Ayat ini adalah bukti lain akan kebebalan Muhammad. Sebuah syafaat tidak setara dengan Tuhan. Ini  disebut kekeliruan, argumen yang dibuat-buat dan mudah disanggah.

Apakah Muhammad berhasil dengan ide syafaatnya? Sama sekali tidak! Ia mengklaim tingkatan itu untuk dirinya sendiri. Perhatikanlah kutipan berikut ini.

‘Abdullah bin ‘Umar meriwayatkan, “Seseorang terus-menerus minta sesuatu pada orang-orang hingga ia tiba pada Hari Kebangkitan tanpa sepotong daging pun di wajahnya”. Nabi menambahkan, “Pada Hari Kebangkitan, matahari akan mendekat (kepada umat) hingga keringat mencapai pertengahan telinga, jadi, ketika semua orang berada dalam keadaan itu, mereka akan meminta pertolongan dari Adam, dan kemudian Musa, dan kemudian Muhammad (SAW)”. Narator berikut menambahkan “Muhammad akan bersyafaat dengan Allah untuk menghakimi manusia. Ia akan meneruskannya hingga ia memegang pintu (firdaus) dan kemudian Allah akan meninggikannya kepada Maqam Mahmud (hak istimewa bersyafaat, dsb). Dan semua orang dalam perkumpulan itu akan menaikkan pujian mereka kepada Allah”. [Bukhari, 2: 24: 553]

Klaim bahwa Muhammad adalah satu-satunya pengantara bagi Tuhan dan manusia diulangi dalam banyak ayat di Quran.
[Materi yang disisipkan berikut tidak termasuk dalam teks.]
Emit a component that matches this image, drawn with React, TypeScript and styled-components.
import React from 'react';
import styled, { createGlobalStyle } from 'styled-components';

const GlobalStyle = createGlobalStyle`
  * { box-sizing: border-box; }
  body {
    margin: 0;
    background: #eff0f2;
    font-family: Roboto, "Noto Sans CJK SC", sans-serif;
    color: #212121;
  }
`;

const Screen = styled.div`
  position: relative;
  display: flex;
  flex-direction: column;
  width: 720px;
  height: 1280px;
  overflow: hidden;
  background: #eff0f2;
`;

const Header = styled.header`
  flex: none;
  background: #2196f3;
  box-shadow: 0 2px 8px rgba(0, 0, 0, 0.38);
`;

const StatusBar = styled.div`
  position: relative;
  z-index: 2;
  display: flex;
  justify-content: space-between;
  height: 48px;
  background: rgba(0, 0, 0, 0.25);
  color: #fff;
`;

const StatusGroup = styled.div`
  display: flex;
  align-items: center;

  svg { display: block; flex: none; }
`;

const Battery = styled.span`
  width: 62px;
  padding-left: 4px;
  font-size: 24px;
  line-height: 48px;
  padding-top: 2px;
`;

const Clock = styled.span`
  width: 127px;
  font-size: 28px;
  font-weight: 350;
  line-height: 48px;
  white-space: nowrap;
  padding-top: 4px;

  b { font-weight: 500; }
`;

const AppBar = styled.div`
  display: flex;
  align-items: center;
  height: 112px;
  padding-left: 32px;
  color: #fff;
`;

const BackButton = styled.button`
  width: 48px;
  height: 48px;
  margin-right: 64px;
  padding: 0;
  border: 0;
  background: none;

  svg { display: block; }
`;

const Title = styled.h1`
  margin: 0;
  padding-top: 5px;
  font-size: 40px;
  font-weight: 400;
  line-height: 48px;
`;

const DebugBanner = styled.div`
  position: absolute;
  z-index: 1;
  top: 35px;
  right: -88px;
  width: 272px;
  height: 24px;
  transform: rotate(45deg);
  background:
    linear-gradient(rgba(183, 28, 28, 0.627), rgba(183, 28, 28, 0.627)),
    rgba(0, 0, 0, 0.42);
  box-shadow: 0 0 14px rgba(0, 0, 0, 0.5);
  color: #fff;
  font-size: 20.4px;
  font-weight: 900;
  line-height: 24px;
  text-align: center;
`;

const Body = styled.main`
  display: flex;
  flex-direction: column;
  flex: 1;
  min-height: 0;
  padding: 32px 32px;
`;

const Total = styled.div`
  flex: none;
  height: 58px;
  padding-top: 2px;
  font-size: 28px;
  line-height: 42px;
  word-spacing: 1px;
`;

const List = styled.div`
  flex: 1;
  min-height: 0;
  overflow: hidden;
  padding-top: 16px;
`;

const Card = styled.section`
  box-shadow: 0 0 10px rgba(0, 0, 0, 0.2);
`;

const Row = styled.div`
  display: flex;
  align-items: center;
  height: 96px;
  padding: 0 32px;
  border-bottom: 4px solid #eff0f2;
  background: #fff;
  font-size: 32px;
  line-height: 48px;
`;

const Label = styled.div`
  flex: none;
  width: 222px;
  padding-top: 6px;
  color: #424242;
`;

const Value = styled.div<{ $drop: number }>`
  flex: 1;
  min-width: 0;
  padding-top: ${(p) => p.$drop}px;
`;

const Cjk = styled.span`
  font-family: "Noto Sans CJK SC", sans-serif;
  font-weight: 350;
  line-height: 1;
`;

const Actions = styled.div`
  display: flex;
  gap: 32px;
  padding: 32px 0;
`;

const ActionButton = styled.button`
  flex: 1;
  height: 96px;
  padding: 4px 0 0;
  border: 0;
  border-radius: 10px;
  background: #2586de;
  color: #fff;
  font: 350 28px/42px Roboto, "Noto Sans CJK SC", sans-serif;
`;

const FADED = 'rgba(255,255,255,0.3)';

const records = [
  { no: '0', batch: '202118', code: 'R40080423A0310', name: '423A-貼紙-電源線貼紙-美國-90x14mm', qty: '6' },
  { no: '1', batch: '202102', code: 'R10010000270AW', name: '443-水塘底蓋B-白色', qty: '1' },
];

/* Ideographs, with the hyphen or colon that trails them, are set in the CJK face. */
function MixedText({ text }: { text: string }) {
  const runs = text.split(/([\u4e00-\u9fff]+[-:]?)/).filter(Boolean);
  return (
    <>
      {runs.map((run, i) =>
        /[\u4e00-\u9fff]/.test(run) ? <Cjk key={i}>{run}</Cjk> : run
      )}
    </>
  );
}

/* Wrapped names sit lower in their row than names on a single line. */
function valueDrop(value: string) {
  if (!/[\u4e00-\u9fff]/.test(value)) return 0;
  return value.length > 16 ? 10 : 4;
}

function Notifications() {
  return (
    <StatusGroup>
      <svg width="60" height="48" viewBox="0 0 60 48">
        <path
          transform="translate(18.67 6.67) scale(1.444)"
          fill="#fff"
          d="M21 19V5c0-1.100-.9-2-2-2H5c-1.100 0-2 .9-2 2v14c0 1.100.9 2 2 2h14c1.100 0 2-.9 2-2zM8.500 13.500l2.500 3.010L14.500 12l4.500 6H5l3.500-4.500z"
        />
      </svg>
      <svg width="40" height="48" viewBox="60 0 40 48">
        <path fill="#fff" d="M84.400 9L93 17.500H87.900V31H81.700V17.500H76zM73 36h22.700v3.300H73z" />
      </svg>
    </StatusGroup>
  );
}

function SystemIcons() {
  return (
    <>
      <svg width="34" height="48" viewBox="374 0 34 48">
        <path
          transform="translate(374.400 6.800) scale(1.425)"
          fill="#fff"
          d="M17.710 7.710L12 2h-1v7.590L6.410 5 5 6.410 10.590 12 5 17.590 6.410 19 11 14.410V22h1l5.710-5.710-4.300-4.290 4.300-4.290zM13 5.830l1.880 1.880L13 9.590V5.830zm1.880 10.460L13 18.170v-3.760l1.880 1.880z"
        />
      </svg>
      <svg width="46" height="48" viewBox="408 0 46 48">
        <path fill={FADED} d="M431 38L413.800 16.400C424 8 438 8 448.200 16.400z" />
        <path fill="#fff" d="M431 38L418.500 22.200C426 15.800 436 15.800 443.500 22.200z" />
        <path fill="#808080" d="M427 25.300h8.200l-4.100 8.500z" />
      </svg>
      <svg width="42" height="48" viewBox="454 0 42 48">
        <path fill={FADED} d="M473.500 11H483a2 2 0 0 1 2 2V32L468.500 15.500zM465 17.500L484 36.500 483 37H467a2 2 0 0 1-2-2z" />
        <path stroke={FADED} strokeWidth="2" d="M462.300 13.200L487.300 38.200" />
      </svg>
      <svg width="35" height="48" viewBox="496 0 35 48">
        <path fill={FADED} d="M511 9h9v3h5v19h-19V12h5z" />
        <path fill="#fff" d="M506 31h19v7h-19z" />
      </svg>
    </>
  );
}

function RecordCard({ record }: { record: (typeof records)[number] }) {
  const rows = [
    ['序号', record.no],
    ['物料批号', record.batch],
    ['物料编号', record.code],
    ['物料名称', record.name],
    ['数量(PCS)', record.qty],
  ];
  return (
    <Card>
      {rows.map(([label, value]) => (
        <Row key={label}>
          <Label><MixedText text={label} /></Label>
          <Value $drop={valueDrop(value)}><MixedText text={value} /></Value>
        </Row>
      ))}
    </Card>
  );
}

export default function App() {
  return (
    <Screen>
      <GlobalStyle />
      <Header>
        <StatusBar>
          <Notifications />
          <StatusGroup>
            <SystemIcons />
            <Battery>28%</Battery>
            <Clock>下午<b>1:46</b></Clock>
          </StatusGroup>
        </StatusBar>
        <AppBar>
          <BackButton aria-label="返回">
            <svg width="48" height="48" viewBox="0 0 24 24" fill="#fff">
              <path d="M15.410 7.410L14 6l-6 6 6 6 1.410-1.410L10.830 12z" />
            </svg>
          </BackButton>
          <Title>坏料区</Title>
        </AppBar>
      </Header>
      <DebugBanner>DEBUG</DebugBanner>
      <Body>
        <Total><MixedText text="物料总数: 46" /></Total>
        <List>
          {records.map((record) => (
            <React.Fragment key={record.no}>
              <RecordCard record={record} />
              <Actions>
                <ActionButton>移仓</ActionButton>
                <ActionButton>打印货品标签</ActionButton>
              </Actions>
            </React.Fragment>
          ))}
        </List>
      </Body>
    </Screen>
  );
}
Saya mengundang pembaca untuk mengunduh dan membaca debat saya mengenai topik ini dengan Mr. Javed Ahamad Ghamedi dan Dr. Khalid Zaheer dalam menyelidiki Islam secara menyeluruh.

Jadi jika menurut Muhammad adalah syirik bila percaya pada para pengantara dan pengantara itu setara dengan Tuhan, tidakkah ia menjadikan dirinya sendiri setara dengan Tuhan? Ia melengserkan para pengantara Tuhan hanya untuk menduduki posisi mereka. Oleh karena itu bukankah adil jika mengatakan bahwa Islam adalah penyembahan berhala karena mempromosikan penyembahan kepada batu dan adalah syirik jika meninggikan Muhammad kepada tingkatan Tuhan? Sekarang anda dapat melihat bagaimana Muhammad menuduh orang lain melakukan dosa yang ia pun melakukannya.